The only shortcoming of this screen is GB and GBC games are smaller then their original screens.  It’s my opinion that most people would have no problem trading a slightly smaller playable screen size for a much higher quality screen.






Customized GBA with AGS-101 Screen – It’s possible to install an AGS-101 screen in an original GBA.  Due to the voltage output of the original GBA, the screen is permanently set to the dimmer of the two brightness settings, however that setting is usually perfect for most rooms and still very bright.

You can find original GBA’s for sale with the AGS-101 screen pre-installed, but make sure it’s an original AGS-101 screen: I’ve actually purchased one of these that had a 3rd party screen and the quality wasn’t nearly as good as an official Nintendo screen. You didn’t even need to use them side-by-side, the difference was obvious just by playing it.
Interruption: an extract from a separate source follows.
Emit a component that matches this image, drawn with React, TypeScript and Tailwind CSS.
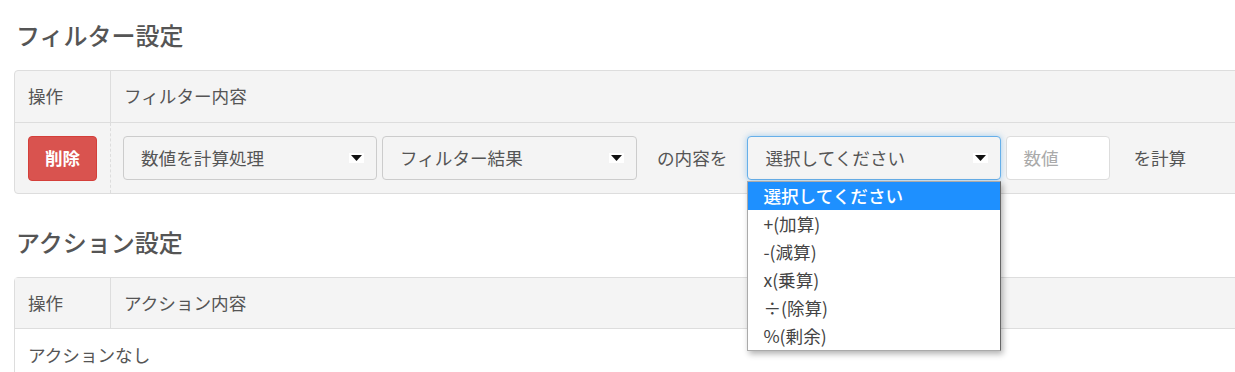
import React from "react";

const Arrow: React.FC = () => (
  <span className="flex h-[10px] w-[15px] items-center justify-center bg-white">
    <svg width="11" height="6" viewBox="0 0 11 6">
      <path d="M0 0 L11 0 L5.5 6 Z" fill="#111" />
    </svg>
  </span>
);

const Select: React.FC<{ label: string; width: string; focused?: boolean }> = ({ label, width, focused }) => (
  <div
    className={
      focused
        ? `flex h-[44px] ${width} items-center justify-between rounded-[4px] border border-[#66afe9] bg-[#f4f4f4] pl-[17px] pr-[12px] shadow-[0_0_6px_rgba(102,175,233,0.6)]`
        : `flex h-[44px] ${width} items-center justify-between rounded-[4px] border border-[#ccc] bg-[#f4f4f4] pl-[17px] pr-[12px]`
    }
  >
    <span>{label}</span>
    <Arrow />
  </div>
);

const options = ["選択してください", "+(加算)", "-(減算)", "x(乗算)", "÷(除算)", "%(剰余)"];

const App: React.FC = () => {
  return (
    <div className="h-[372px] w-[1235px] overflow-hidden bg-white font-['Noto_Sans_CJK_JP','Noto_Sans',sans-serif] text-[17.6px] text-[#555]">
      <div className="pl-[14px] pt-[22px]">
        {/* フィルター設定 */}
        <h2 className="pl-[2px] text-[24px] font-medium leading-[26px] text-[#555]">フィルター設定</h2>

        <div className="mt-[22px] w-[1240px] rounded-[4px] border border-[#ddd] bg-[#f4f4f4]">
          <div className="flex h-[52px] border-b border-[#ddd]">
            <div className="flex w-[96px] items-center border-r border-[#ddd] pl-[13px]">操作</div>
            <div className="flex items-center pl-[13px]">フィルター内容</div>
          </div>
          <div className="flex h-[70px]">
            <div className="flex w-[96px] items-center border-r border-dashed border-[#ddd] pl-[13px]">
              <button className="h-[45px] w-[69px] rounded-[4px] border border-[#d43f3a] bg-[#d9534f] font-bold text-white">
                削除
              </button>
            </div>
            <div className="flex items-center pl-[12px]">
              <Select label="数値を計算処理" width="w-[254px]" />
              <div className="ml-[5px]">
                <Select label="フィルター結果" width="w-[255px]" />
              </div>
              <span className="mx-[20px]">の内容を</span>
              <div className="relative">
                <Select label="選択してください" width="w-[254px]" focused />
                <ul className="absolute left-0 top-full z-10 mt-[1px] w-[254px] border border-[#aaa] border-r-[#666] bg-white shadow-[2px_3px_6px_rgba(0,0,0,0.3)]">
                  {options.map((o, i) => (
                    <li
                      key={o}
                      className={
                        i === 0
                          ? "flex h-[28px] items-center bg-[#1e90ff] pl-[15px] font-medium text-white"
                          : "flex h-[28px] items-center pl-[15px] text-[#444]"
                      }
                    >
                      {o}
                    </li>
                  ))}
                </ul>
              </div>
              <div className="ml-[5px] flex h-[44px] w-[104px] items-center rounded-[4px] border border-[#ddd] bg-white pl-[16px] text-[#aaa]">
                数値
              </div>
              <span className="ml-[23px]">を計算</span>
            </div>
          </div>
        </div>

        {/* アクション設定 */}
        <h2 className="mt-[35px] pl-[2px] text-[24px] font-medium leading-[26px] text-[#555]">アクション設定</h2>

        <div className="mt-[22px] w-[1240px] rounded-[4px] border border-[#ddd]">
          <div className="flex h-[51px] border-b border-[#ddd] bg-[#f4f4f4]">
            <div className="flex w-[96px] items-center border-r border-[#ddd] pl-[13px]">操作</div>
            <div className="flex items-center pl-[13px]">アクション内容</div>
          </div>
          <div className="flex h-[52px] items-center pl-[13px]">アクションなし</div>
        </div>
      </div>
    </div>
  );
};

export default App;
Check out the links to the right for people selling them on eBay –>

Also, here’s a forum with people that have been doing the mods, as well as have bought pre-modded GBA’s. You can find links to buy the parts to make it yourself, as well as links to buy pre-modded ones.



As an FYI, when playing Game Boy games on a GBA, you can change the color palette:

System only plays Game Boy Advance games:




Game Boy Micro – This was the final GBA released. It was a mini version of the GBA that lacked support for Game Boy and Game Boy Color games. It also didn’t have support for the Game Cube expansion port. It did have a back-lit screen like the AGS-101, but it was much smaller. The picture to the right shows the Micro, as well as how it compares in size to the SP



Game Boy Advance on Nintendo DS:


Game Boy Advance games look great on a Nintendo DS screen…especially the DS Lite.  The GBA screen (on the left) is slightly larger then the DS screen (on the right), since GBA games play in a windowed mode on a DS.  Head to the NDS / 3DS section for more info.



After testing many different model Game Boy systems, I strongly recommend the GBA SP AGS-101:  It plays the entire Game Boy library, the screen is amazing and no modifications are necessary for the best performance.